• _Requirements_: Your task is to give the listing below back word for word, pictures excluded.
────────
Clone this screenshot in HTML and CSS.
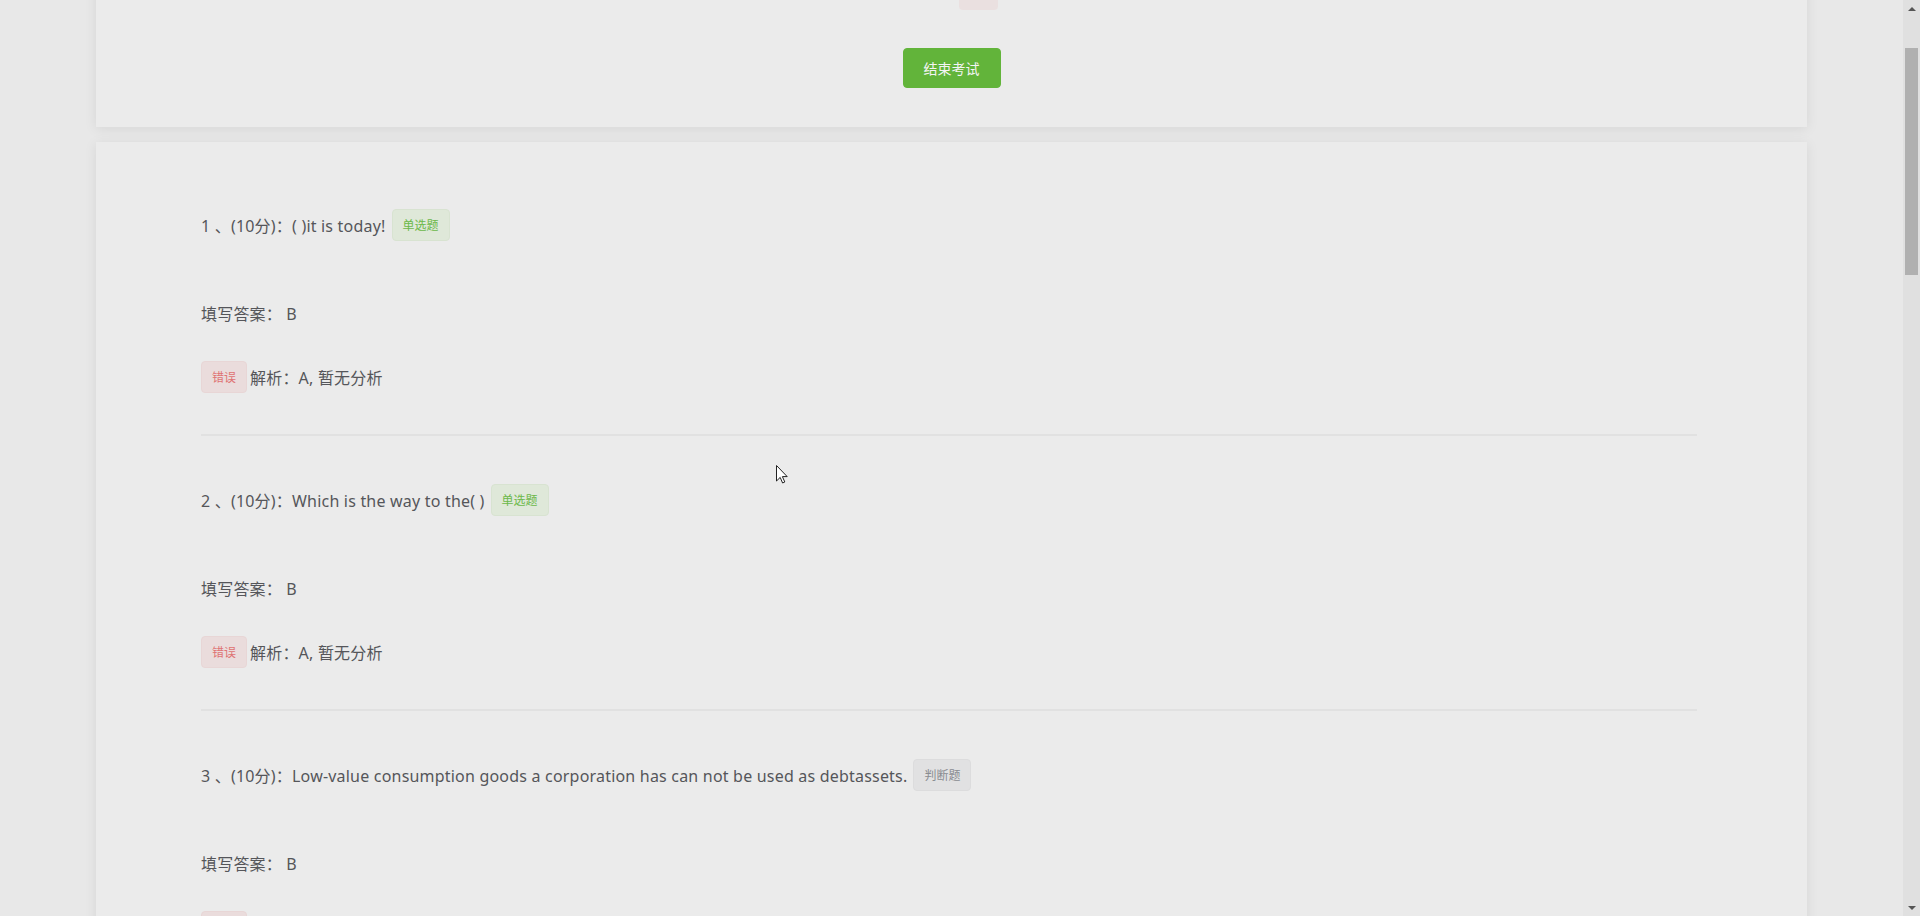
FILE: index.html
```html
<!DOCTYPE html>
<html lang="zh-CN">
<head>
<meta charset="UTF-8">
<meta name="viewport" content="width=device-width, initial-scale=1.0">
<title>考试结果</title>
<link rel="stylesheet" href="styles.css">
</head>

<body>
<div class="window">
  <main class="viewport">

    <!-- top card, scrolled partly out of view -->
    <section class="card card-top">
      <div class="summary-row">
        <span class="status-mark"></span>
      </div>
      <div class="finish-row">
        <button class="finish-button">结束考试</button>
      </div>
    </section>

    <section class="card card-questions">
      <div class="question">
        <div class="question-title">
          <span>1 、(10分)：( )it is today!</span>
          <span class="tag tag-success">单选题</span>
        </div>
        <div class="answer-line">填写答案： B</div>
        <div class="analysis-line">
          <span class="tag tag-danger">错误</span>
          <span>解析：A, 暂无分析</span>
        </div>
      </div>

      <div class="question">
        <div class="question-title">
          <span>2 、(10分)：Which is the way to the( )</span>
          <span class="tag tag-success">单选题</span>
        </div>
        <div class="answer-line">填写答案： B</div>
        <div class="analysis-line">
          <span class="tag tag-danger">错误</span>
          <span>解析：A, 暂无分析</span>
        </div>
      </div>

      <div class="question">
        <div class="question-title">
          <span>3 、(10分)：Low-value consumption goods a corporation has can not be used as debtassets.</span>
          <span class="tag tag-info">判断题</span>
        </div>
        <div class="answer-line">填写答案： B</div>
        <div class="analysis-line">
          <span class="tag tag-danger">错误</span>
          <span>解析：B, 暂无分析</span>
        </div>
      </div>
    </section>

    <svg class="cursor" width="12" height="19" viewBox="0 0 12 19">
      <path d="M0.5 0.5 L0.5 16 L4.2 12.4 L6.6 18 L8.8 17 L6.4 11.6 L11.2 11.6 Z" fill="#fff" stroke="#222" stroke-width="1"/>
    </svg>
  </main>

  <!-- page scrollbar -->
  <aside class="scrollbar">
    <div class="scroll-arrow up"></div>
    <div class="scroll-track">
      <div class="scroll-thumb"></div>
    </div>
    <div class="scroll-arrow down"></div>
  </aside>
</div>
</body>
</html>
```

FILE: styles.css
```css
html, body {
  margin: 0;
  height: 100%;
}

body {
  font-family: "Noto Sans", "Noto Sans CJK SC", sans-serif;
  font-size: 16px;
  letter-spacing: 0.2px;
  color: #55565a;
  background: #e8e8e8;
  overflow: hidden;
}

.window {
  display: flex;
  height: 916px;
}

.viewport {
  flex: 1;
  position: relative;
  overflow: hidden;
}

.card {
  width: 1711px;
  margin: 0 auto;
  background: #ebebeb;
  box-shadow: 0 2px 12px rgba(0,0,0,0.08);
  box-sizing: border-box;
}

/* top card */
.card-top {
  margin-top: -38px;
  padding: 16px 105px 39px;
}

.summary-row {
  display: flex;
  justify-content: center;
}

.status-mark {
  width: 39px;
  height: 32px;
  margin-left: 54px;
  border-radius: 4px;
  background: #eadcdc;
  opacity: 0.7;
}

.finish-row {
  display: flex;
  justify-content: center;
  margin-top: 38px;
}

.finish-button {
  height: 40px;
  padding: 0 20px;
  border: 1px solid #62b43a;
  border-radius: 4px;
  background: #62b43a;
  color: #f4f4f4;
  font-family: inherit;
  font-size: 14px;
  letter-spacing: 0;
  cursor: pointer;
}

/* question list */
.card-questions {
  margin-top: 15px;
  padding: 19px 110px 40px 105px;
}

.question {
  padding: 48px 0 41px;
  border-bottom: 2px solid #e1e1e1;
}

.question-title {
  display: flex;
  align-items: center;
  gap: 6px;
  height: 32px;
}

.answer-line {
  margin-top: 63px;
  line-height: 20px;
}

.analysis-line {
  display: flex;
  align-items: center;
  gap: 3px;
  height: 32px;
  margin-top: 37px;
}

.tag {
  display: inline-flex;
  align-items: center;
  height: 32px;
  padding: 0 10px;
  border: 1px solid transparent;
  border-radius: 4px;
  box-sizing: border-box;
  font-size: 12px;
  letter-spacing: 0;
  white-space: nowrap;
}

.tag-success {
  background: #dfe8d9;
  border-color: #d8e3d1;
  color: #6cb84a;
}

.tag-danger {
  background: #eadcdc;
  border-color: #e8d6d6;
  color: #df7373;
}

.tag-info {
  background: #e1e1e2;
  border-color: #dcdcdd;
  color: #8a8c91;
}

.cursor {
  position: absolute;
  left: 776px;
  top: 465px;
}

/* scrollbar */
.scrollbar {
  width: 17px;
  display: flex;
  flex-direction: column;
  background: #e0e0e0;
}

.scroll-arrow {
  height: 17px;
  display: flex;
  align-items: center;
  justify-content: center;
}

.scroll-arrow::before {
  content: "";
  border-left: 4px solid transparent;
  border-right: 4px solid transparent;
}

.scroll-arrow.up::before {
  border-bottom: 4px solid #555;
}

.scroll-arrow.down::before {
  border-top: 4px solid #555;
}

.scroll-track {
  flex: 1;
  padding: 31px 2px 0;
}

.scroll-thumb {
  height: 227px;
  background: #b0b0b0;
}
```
────────
• _Solution to this exercise_:
Clone this screenshot in HTML and CSS.
FILE: index.html
```html
<!DOCTYPE html>
<html lang="zh-CN">
<head>
<meta charset="UTF-8">
<meta name="viewport" content="width=device-width, initial-scale=1.0">
<title>考试结果</title>
<link rel="stylesheet" href="styles.css">
</head>

<body>
<div class="window">
  <main class="viewport">

    <!-- top card, scrolled partly out of view -->
    <section class="card card-top">
      <div class="summary-row">
        <span class="status-mark"></span>
      </div>
      <div class="finish-row">
        <button class="finish-button">结束考试</button>
      </div>
    </section>

    <section class="card card-questions">
      <div class="question">
        <div class="question-title">
          <span>1 、(10分)：( )it is today!</span>
          <span class="tag tag-success">单选题</span>
        </div>
        <div class="answer-line">填写答案： B</div>
        <div class="analysis-line">
          <span class="tag tag-danger">错误</span>
          <span>解析：A, 暂无分析</span>
        </div>
      </div>

      <div class="question">
        <div class="question-title">
          <span>2 、(10分)：Which is the way to the( )</span>
          <span class="tag tag-success">单选题</span>
        </div>
        <div class="answer-line">填写答案： B</div>
        <div class="analysis-line">
          <span class="tag tag-danger">错误</span>
          <span>解析：A, 暂无分析</span>
        </div>
      </div>

      <div class="question">
        <div class="question-title">
          <span>3 、(10分)：Low-value consumption goods a corporation has can not be used as debtassets.</span>
          <span class="tag tag-info">判断题</span>
        </div>
        <div class="answer-line">填写答案： B</div>
        <div class="analysis-line">
          <span class="tag tag-danger">错误</span>
          <span>解析：B, 暂无分析</span>
        </div>
      </div>
    </section>

    <svg class="cursor" width="12" height="19" viewBox="0 0 12 19">
      <path d="M0.5 0.5 L0.5 16 L4.2 12.4 L6.6 18 L8.8 17 L6.4 11.6 L11.2 11.6 Z" fill="#fff" stroke="#222" stroke-width="1"/>
    </svg>
  </main>

  <!-- page scrollbar -->
  <aside class="scrollbar">
    <div class="scroll-arrow up"></div>
    <div class="scroll-track">
      <div class="scroll-thumb"></div>
    </div>
    <div class="scroll-arrow down"></div>
  </aside>
</div>
</body>
</html>
```

FILE: styles.css
```css
html, body {
  margin: 0;
  height: 100%;
}

body {
  font-family: "Noto Sans", "Noto Sans CJK SC", sans-serif;
  font-size: 16px;
  letter-spacing: 0.2px;
  color: #55565a;
  background: #e8e8e8;
  overflow: hidden;
}

.window {
  display: flex;
  height: 916px;
}

.viewport {
  flex: 1;
  position: relative;
  overflow: hidden;
}

.card {
  width: 1711px;
  margin: 0 auto;
  background: #ebebeb;
  box-shadow: 0 2px 12px rgba(0,0,0,0.08);
  box-sizing: border-box;
}

/* top card */
.card-top {
  margin-top: -38px;
  padding: 16px 105px 39px;
}

.summary-row {
  display: flex;
  justify-content: center;
}

.status-mark {
  width: 39px;
  height: 32px;
  margin-left: 54px;
  border-radius: 4px;
  background: #eadcdc;
  opacity: 0.7;
}

.finish-row {
  display: flex;
  justify-content: center;
  margin-top: 38px;
}

.finish-button {
  height: 40px;
  padding: 0 20px;
  border: 1px solid #62b43a;
  border-radius: 4px;
  background: #62b43a;
  color: #f4f4f4;
  font-family: inherit;
  font-size: 14px;
  letter-spacing: 0;
  cursor: pointer;
}

/* question list */
.card-questions {
  margin-top: 15px;
  padding: 19px 110px 40px 105px;
}

.question {
  padding: 48px 0 41px;
  border-bottom: 2px solid #e1e1e1;
}

.question-title {
  display: flex;
  align-items: center;
  gap: 6px;
  height: 32px;
}

.answer-line {
  margin-top: 63px;
  line-height: 20px;
}

.analysis-line {
  display: flex;
  align-items: center;
  gap: 3px;
  height: 32px;
  margin-top: 37px;
}

.tag {
  display: inline-flex;
  align-items: center;
  height: 32px;
  padding: 0 10px;
  border: 1px solid transparent;
  border-radius: 4px;
  box-sizing: border-box;
  font-size: 12px;
  letter-spacing: 0;
  white-space: nowrap;
}

.tag-success {
  background: #dfe8d9;
  border-color: #d8e3d1;
  color: #6cb84a;
}

.tag-danger {
  background: #eadcdc;
  border-color: #e8d6d6;
  color: #df7373;
}

.tag-info {
  background: #e1e1e2;
  border-color: #dcdcdd;
  color: #8a8c91;
}

.cursor {
  position: absolute;
  left: 776px;
  top: 465px;
}

/* scrollbar */
.scrollbar {
  width: 17px;
  display: flex;
  flex-direction: column;
  background: #e0e0e0;
}

.scroll-arrow {
  height: 17px;
  display: flex;
  align-items: center;
  justify-content: center;
}

.scroll-arrow::before {
  content: "";
  border-left: 4px solid transparent;
  border-right: 4px solid transparent;
}

.scroll-arrow.up::before {
  border-bottom: 4px solid #555;
}

.scroll-arrow.down::before {
  border-top: 4px solid #555;
}

.scroll-track {
  flex: 1;
  padding: 31px 2px 0;
}

.scroll-thumb {
  height: 227px;
  background: #b0b0b0;
}
```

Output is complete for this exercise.